--- START MATERIAL ---
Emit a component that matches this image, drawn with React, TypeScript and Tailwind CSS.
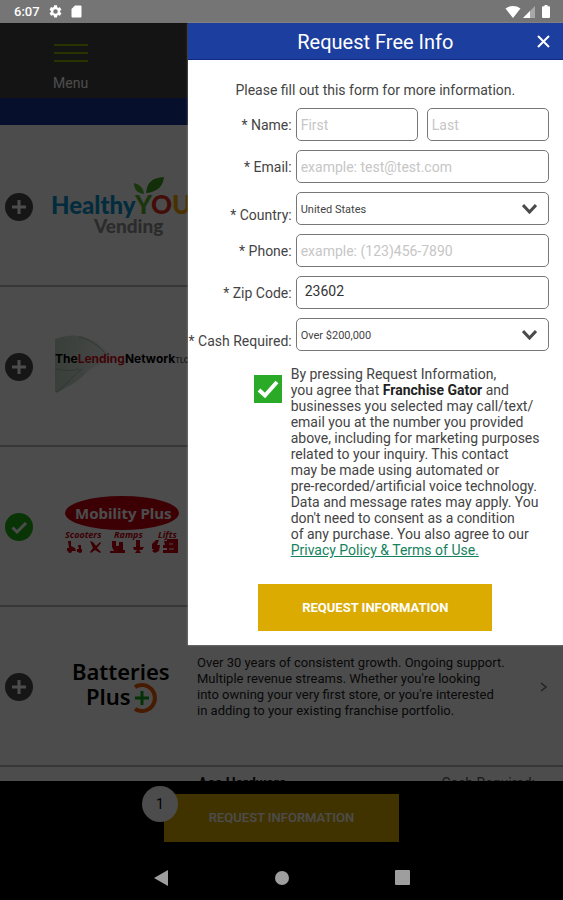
import type { ReactNode } from "react";

function StatusBar() {
  return (
    <div className="flex h-[23px] shrink-0 items-center justify-between bg-[#757575] pr-[13px] pl-3.5 text-white">
      <div className="flex items-center">
        <span className="text-[13px] leading-4 font-medium">6:07</span>
        <svg className="ml-2 size-[15px]" viewBox="0 0 24 24" fill="currentColor" aria-hidden="true">
          <path d="M19.14 12.94c.04-.3.06-.61.06-.94s-.02-.64-.07-.94l2.03-1.58a.49.49 0 0 0 .12-.61l-1.92-3.32a.49.49 0 0 0-.59-.22l-2.39.96a7 7 0 0 0-1.62-.94l-.36-2.54A.48.48 0 0 0 13.92 2h-3.84a.48.48 0 0 0-.47.41l-.36 2.54a7 7 0 0 0-1.62.94l-2.39-.96a.48.48 0 0 0-.59.22L2.74 8.87a.47.47 0 0 0 .12.61l2.03 1.58a7.3 7.3 0 0 0 0 1.88l-2.03 1.58a.49.49 0 0 0-.12.61l1.92 3.32c.12.22.37.29.59.22l2.39-.96c.5.38 1.03.7 1.62.94l.36 2.54c.05.24.24.41.48.41h3.84c.24 0 .44-.17.47-.41l.36-2.54a7 7 0 0 0 1.62-.94l2.39.96c.22.08.47 0 .59-.22l1.92-3.32a.47.47 0 0 0-.12-.61zM12 15.6a3.6 3.6 0 1 1 0-7.2 3.6 3.6 0 0 1 0 7.2z" />
        </svg>
        <svg className="ml-2 h-[13px] w-[11px]" viewBox="0 0 11 13" fill="currentColor" aria-hidden="true">
          <path d="M4 0.5h5.500a1 1 0 0 1 1 1v10a1 1 0 0 1-1 1h-8a1 1 0 0 1-1-1V4z" />
        </svg>
      </div>
      <div className="flex items-center">
        <svg className="h-3 w-4" viewBox="0 0 16 12" fill="currentColor" aria-hidden="true">
          <path d="M0.500 2.500C5-.8 11-.8 15.500 2.500L8 12z" />
        </svg>
        <svg className="ml-0.5 size-3" viewBox="0 0 12 12" aria-hidden="true">
          <path d="M12 0v12H0z" fill="#a8a8a8" />
          <path d="M7 5v7H0z" fill="#fff" />
        </svg>
        <svg className="ml-[7px] h-[13px] w-2" viewBox="0 0 8 13" fill="currentColor" aria-hidden="true">
          <path d="M2.500 0h3v1.300H7a1 1 0 0 1 1 1V12a1 1 0 0 1-1 1H1a1 1 0 0 1-1-1V2.300a1 1 0 0 1 1-1h1.500z" />
        </svg>
      </div>
    </div>
  );
}

function HealthyYouLogo() {
  return (
    <svg className="h-[100px] w-[148px] shrink-0" viewBox="0 0 148 100" role="img" aria-label="Healthy You Vending">
      <g fontFamily="Lato, sans-serif" fontWeight="900">
        <text x="6" y="57" fontSize="24" fill="#0795d0">Healthy</text>
        <text x="90" y="57" fontSize="26" fill="#5cb531">
          Y<tspan fill="#e0311c">O</tspan><tspan fill="#f5a300">U</tspan>
        </text>
        <text x="49" y="76" fontSize="19" fill="#929292">Vending</text>
      </g>
      <path d="M101 36c1-10 5-15 18-16-1 9-6 15-18 16z" fill="#3f9f20" />
      <path d="M99 37c-1-7-4-9-10-11 0 6 3 10 10 11z" fill="#54b52c" />
    </svg>
  );
}

function LendingNetworkLogo() {
  return (
    <svg className="h-[100px] w-[148px] shrink-0" viewBox="0 0 148 100" role="img" aria-label="The Lending Network">
      <defs>
        <linearGradient id="ribbon" x1="0" y1="0" x2="1" y2="0">
          <stop offset="0" stopColor="#bdd2c4" />
          <stop offset="1" stopColor="#f0f4f1" />
        </linearGradient>
      </defs>
      <path d="M10 22c16-6 32-5 46 7 5 4 8 10 11 15-14 3-20 6-28 14-6 7-18 12-27 18l-2-2z" fill="url(#ribbon)" />
      <path d="M34 20c14 3 24 12 32 24M11 75c12-8 16-16 26-23M10 52c12 2 18 2 24 0" fill="none" stroke="#a2b9aa" />
      <text x="10" y="46" fontFamily="Inter, sans-serif" fontSize="12" fontWeight="700" fill="#000">
        The<tspan fill="#d5101c">Lending</tspan>Network<tspan fontSize="7" fill="#666">TLC</tspan>
      </text>
    </svg>
  );
}

function MobilityPlusLogo() {
  return (
    <svg className="h-[100px] w-[148px] shrink-0" viewBox="0 0 148 100" role="img" aria-label="Mobility Plus">
      <ellipse cx="77" cy="36" rx="57" ry="17" fill="#c80010" />
      <text x="30" y="42" fontFamily="Noto Sans, sans-serif" fontSize="15" fontWeight="700" fill="#fff">Mobility Plus</text>
      <g fontFamily="Noto Sans, sans-serif" fontSize="9" fontWeight="700" fontStyle="italic" fill="#c80010">
        <text x="20" y="61">Scooters</text>
        <text x="69" y="61">Ramps</text>
        <text x="113" y="61">Lifts</text>
      </g>
      <g fill="#c80010">
        <path d="M23 64h3v5l4 2 1 3h-9v-3h2zM33 68h3v4h1v3h-5v-3h2z" />
        <circle cx="25" cy="74" r="2" /><circle cx="35" cy="74" r="2" />
        <path d="M45 64l3 1 3 4 4-4 1 1-4 5 4 4-1 1-5-3-4 3-1-1 3-4z" />
        <path d="M67 64h4v5h3v-4h4v8h2v3H65v-2h4l-2-4z" />
        <path d="M91 63h4v7h4l-2 3h-3l2 3h-6l2-3h-3l-1-3h3z" />
        <path d="M111 63h3l-2 5h3l-1 6-4 2-3-2 2-2h-2v-5z" />
        <path d="M119 64h3v-2h11v14h-15v-3h4v-2h-4v-3h2z" />
      </g>
      <path d="M124 67h4M124 72h5" stroke="#fff" />
    </svg>
  );
}

function BatteriesPlusLogo() {
  return (
    <svg className="h-[100px] w-[148px] shrink-0" viewBox="0 0 148 100" role="img" aria-label="Batteries Plus">
      <g fontFamily="Noto Sans, sans-serif" fontSize="22" fontWeight="600" fill="#000">
        <text x="27" y="43">Batteries</text>
        <text x="41" y="68">Plus</text>
      </g>
      <path d="M90 50a13 13 0 1 1 0 22" fill="none" stroke="#ee5a00" strokeWidth="4" />
      <path d="M97 54v14M90 61h14" stroke="#0fa51c" strokeWidth="3" />
    </svg>
  );
}

type RowProps = { name: string; selected?: boolean; logo: ReactNode; children?: ReactNode };

function FranchiseRow({ name, selected = false, logo, children }: RowProps) {
  return (
    <li className="flex h-40 shrink-0 items-center border-b-2 border-[#b8b8b8] pt-0.5 pl-[5px]">
      <button type="button" aria-label={name} aria-pressed={selected} className="size-7 shrink-0">
        <svg viewBox="0 0 28 28" className="size-7">
          <circle cx="14" cy="14" r="14" fill={selected ? "#1fae12" : "#4c4c4c"} />
          <path
            d={selected ? "M7.500 14.500l4.500 4.500 9-9" : "M14 7v14M7 14h14"}
            fill="none"
            stroke="#fff"
            strokeWidth="3"
          />
        </svg>
      </button>
      <div className="ml-3 shrink-0">{logo}</div>
      {children}
    </li>
  );
}

const inputClass =
  "h-[33px] w-full min-w-0 rounded-[5px] border border-[#777] bg-white px-1 text-sm text-[#333] placeholder:text-[#c6c6c6] placeholder:opacity-100";

function Field({ id, label, low = false, children }: { id: string; label: string; low?: boolean; children: ReactNode }) {
  return (
    <div className="flex items-center gap-1">
      <label
        htmlFor={id}
        className={`w-[104px] shrink-0 text-right text-sm leading-4 whitespace-nowrap text-[#444] ${low ? "pt-3" : ""}`}
      >
        {label}
      </label>
      <div className="relative flex min-w-0 flex-1 gap-[9px]">{children}</div>
    </div>
  );
}

function Select({ id, value }: { id: string; value: string }) {
  return (
    <>
      <select
        id={id}
        className="h-[33px] w-full appearance-none rounded-[5px] border border-[#777] bg-white px-1 pt-1 text-[11px] text-[#444]"
      >
        <option>{value}</option>
      </select>
      <svg
        className="pointer-events-none absolute top-3 right-3 h-[10px] w-[15px]"
        viewBox="0 0 15 10"
        fill="none"
        stroke="#4a4a4a"
        strokeWidth="3"
        aria-hidden="true"
      >
        <path d="M1 1l6.5 7L14 1" />
      </svg>
    </>
  );
}

function RequestDialog() {
  return (
    <section
      role="dialog"
      aria-labelledby="dialog-title"
      className="absolute top-0 right-0 w-2/3 bg-white shadow-[0_0_2px_#999]"
    >
      <header className="relative flex h-[37px] items-center justify-center border-b border-[#0e2a86] bg-[#1c3e9e] pt-0.5 text-white">
        <h1 id="dialog-title" className="text-xl">Request Free Info</h1>
        <button type="button" aria-label="Close" className="absolute top-3 right-[13px]">
          <svg className="size-[13px]" viewBox="0 0 13 13" stroke="currentColor" strokeWidth="2" aria-hidden="true">
            <path d="M1 1l11 11M12 1L1 12" />
          </svg>
        </button>
      </header>
      <form className="pt-5 pb-3.5">
        <p className="text-center text-sm leading-5 text-[#444]">Please fill out this form for more information.</p>
        <div className="mt-2 flex flex-col gap-[9px] pr-3.5">
          <Field id="first" label="* Name:">
            <input id="first" placeholder="First" className={inputClass} />
            <input aria-label="Last name" placeholder="Last" className={inputClass} />
          </Field>
          <Field id="email" label="* Email:">
            <input id="email" type="email" placeholder="example: test@test.com" className={inputClass} />
          </Field>
          <Field id="country" label="* Country:" low>
            <Select id="country" value="United States" />
          </Field>
          <Field id="phone" label="* Phone:">
            <input id="phone" type="tel" placeholder="example: (123)456-7890" className={inputClass} />
          </Field>
          <Field id="zip" label="* Zip Code:">
            <input
              id="zip"
              defaultValue="23602"
              className="h-[33px] w-full rounded-[5px] border border-[#777] bg-white px-2 pb-1 text-sm text-[#333]"
            />
          </Field>
          <Field id="cash" label="* Cash Required:" low>
            <Select id="cash" value="Over $200,000" />
          </Field>
        </div>
        <div className="mt-3.5 flex items-start gap-[9px] pl-[66px]">
          <div className="relative mt-2.5 size-7 shrink-0">
            <input
              id="consent"
              type="checkbox"
              defaultChecked
              className="block size-7 appearance-none bg-[#2aaa26]"
            />
            <svg
              className="pointer-events-none absolute inset-0 size-7"
              viewBox="0 0 28 28"
              fill="none"
              stroke="#fff"
              strokeWidth="4"
              aria-hidden="true"
            >
              <path d="M5 15l6 5.500L23 7" />
            </svg>
          </div>
          <label htmlFor="consent" className="pt-px text-sm leading-4 whitespace-nowrap text-[#444]">
            By pressing Request Information,
            <br />
            you agree that <b className="text-[#222]">Franchise Gator</b> and
            <br />
            businesses you selected may call/text/
            <br />
            email you at the number you provided
            <br />
            above, including for marketing purposes
            <br />
            related to your inquiry. This contact
            <br />
            may be made using automated or
            <br />
            pre-recorded/artificial voice technology.
            <br />
            Data and message rates may apply. You
            <br />
            don't need to consent as a condition
            <br />
            of any purchase. You also agree to our
            <br />
            <a href="#terms" className="text-[#16825d] underline">
              Privacy Policy &amp; Terms of Use.
            </a>
          </label>
        </div>
        <button
          type="submit"
          className="mx-auto mt-[26px] block h-[47px] w-[234px] bg-[#dbab02] text-[13px] font-bold text-white"
        >
          REQUEST INFORMATION
        </button>
      </form>
    </section>
  );
}

export default function App() {
  return (
    <div className="flex h-screen flex-col overflow-hidden bg-black font-[Roboto,sans-serif]">
      <StatusBar />
      <div className="relative flex min-h-0 flex-1 flex-col bg-white">
        <header className="flex h-[75px] shrink-0 items-end bg-[#444] pb-[5px] pl-[53px] text-white">
          <button type="button" className="flex flex-col items-center text-sm leading-5">
            <svg className="mb-2.5 h-5 w-[34px]" viewBox="0 0 34 20" aria-hidden="true">
              <path d="M0 2h34M0 10h34M0 18h34" stroke="#88b000" strokeWidth="2" />
            </svg>
            Menu
          </button>
        </header>
        <div className="h-[27px] shrink-0 bg-[#173795]" />
        <ul className="flex min-h-0 flex-1 flex-col overflow-hidden pt-0.5">
          <FranchiseRow name="Healthy You Vending" logo={<HealthyYouLogo />} />
          <FranchiseRow name="The Lending Network" logo={<LendingNetworkLogo />} />
          <FranchiseRow name="Mobility Plus" selected logo={<MobilityPlusLogo />} />
          <FranchiseRow name="Batteries Plus" logo={<BatteriesPlusLogo />}>
            <p className="ml-1 flex-1 text-[13px] leading-4 whitespace-nowrap text-[#222]">
              Over 30 years of consistent growth. Ongoing support.
              <br />
              Multiple revenue streams. Whether you're looking
              <br />
              into owning your very first store, or you're interested
              <br />
              in adding to your existing franchise portfolio.
            </p>
            <svg
              className="mr-4 h-2.5 w-[7px] shrink-0"
              viewBox="0 0 7 10"
              fill="none"
              stroke="#777"
              strokeWidth="1.5"
              aria-hidden="true"
            >
              <path d="M1 1l5 4-5 4" />
            </svg>
          </FranchiseRow>
          <li className="flex shrink-0 justify-between pt-1.5 pr-7 pl-[198px] text-sm leading-5">
            <b className="text-[#111]">Ace Hardware</b>
            <span className="text-[#555]">Cash Required:</span>
          </li>
        </ul>
        <footer className="flex h-[72px] shrink-0 justify-center bg-black pt-[13px]">
          <button type="button" className="relative h-12 w-[235px] bg-[#dbab02] text-[13px] font-medium text-white">
            REQUEST INFORMATION
            <span className="absolute -top-2 -left-[22px] flex size-9 items-center justify-center rounded-full bg-white text-sm font-normal text-black">
              1
            </span>
          </button>
        </footer>
        <div className="absolute inset-0 bg-black/70" />
        <RequestDialog />
      </div>
      <nav className="flex h-[47px] shrink-0 items-center justify-center gap-[105px] bg-black pt-0.5 text-[#9e9e9e]">
        <button type="button" aria-label="Back">
          <svg className="block size-4" viewBox="0 0 16 16" fill="currentColor">
            <path d="M15 0v16L1 8z" />
          </svg>
        </button>
        <button type="button" aria-label="Home">
          <svg className="block size-4" viewBox="0 0 16 16" fill="currentColor">
            <circle cx="8" cy="8" r="7" />
          </svg>
        </button>
        <button type="button" aria-label="Recent apps">
          <svg className="block size-4" viewBox="0 0 16 16" fill="currentColor">
            <rect width="15" height="15" rx="1" />
          </svg>
        </button>
      </nav>
    </div>
  );
}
--- END MATERIAL ---
TASK STATEMENT
Collect, from the material above, every line containing the word "that".

WRITTEN ANSWER
Emit a component that matches this image, drawn with React, TypeScript and Tailwind CSS.
            you agree that <b className="text-[#222]">Franchise Gator</b> and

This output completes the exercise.